→ **Problem details**: Every line below that contains "styles" is to be copied.

→ **Collected data**:
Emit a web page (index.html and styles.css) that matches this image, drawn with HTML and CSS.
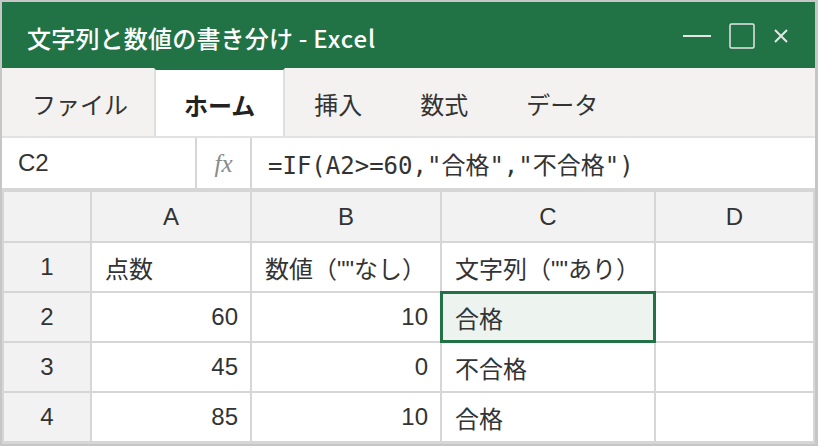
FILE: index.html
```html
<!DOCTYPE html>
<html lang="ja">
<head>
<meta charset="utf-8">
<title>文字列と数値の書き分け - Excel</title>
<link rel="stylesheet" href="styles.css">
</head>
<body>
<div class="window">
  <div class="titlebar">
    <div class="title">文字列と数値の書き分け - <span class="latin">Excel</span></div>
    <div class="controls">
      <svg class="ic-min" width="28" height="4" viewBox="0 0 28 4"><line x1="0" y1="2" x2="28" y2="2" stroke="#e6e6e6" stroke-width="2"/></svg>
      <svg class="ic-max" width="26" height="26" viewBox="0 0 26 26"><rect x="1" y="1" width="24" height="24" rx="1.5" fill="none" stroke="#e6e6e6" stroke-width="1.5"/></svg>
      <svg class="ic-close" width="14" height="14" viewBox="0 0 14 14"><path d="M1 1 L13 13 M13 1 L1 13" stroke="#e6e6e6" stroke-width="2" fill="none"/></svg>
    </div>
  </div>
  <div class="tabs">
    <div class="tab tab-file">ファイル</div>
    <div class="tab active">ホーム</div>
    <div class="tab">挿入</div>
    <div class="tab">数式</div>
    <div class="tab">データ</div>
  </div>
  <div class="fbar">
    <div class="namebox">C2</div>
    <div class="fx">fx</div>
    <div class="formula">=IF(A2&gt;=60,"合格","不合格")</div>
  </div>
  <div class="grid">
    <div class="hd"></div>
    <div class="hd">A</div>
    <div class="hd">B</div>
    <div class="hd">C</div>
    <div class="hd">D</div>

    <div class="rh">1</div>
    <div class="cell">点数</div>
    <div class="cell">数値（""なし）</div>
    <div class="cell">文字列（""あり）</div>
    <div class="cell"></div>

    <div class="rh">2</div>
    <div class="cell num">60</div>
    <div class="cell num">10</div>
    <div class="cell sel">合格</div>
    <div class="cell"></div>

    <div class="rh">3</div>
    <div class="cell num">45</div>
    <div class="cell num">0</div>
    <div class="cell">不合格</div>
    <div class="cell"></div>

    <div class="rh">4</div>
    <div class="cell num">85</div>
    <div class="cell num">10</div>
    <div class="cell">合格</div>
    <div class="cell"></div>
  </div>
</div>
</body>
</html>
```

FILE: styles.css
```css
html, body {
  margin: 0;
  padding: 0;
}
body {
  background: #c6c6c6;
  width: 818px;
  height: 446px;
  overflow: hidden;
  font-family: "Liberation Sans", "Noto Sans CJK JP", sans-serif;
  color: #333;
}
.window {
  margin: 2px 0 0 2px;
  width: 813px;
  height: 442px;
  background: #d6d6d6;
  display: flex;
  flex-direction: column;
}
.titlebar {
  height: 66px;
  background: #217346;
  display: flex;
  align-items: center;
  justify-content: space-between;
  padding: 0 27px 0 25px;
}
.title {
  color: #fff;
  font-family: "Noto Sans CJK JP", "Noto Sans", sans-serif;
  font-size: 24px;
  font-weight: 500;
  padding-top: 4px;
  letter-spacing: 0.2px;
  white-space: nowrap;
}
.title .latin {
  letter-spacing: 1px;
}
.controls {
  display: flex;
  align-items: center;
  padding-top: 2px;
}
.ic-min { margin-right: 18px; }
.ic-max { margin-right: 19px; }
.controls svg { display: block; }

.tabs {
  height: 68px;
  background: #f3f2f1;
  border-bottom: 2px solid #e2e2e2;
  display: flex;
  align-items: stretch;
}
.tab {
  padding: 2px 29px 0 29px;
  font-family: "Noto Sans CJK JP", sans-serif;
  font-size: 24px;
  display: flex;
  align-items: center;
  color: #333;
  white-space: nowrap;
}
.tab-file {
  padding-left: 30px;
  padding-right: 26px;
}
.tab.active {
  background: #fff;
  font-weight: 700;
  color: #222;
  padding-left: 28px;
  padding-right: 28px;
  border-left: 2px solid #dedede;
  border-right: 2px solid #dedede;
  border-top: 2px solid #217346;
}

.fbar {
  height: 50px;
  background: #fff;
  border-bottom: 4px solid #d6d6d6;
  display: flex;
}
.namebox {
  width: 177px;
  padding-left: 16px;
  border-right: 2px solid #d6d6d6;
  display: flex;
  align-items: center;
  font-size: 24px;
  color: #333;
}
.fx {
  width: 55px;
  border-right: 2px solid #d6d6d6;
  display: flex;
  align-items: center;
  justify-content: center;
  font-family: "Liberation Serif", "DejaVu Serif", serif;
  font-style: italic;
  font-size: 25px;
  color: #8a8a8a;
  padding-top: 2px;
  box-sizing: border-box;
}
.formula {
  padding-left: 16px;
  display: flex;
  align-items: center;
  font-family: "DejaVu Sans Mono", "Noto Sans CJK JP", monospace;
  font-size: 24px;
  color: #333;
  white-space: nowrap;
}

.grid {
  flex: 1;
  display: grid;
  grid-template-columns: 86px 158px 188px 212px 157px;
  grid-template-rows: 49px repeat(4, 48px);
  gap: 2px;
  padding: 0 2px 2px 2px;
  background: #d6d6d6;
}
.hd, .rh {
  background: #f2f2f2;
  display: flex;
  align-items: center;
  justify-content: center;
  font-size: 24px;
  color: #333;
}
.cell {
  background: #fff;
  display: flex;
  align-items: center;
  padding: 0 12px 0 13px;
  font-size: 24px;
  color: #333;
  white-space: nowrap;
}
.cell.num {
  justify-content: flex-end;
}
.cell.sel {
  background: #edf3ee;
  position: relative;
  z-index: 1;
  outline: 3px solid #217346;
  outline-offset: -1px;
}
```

→ **Answer to this exercise**:
Emit a web page (index.html and styles.css) that matches this image, drawn with HTML and CSS.
<link rel="stylesheet" href="styles.css">
FILE: styles.css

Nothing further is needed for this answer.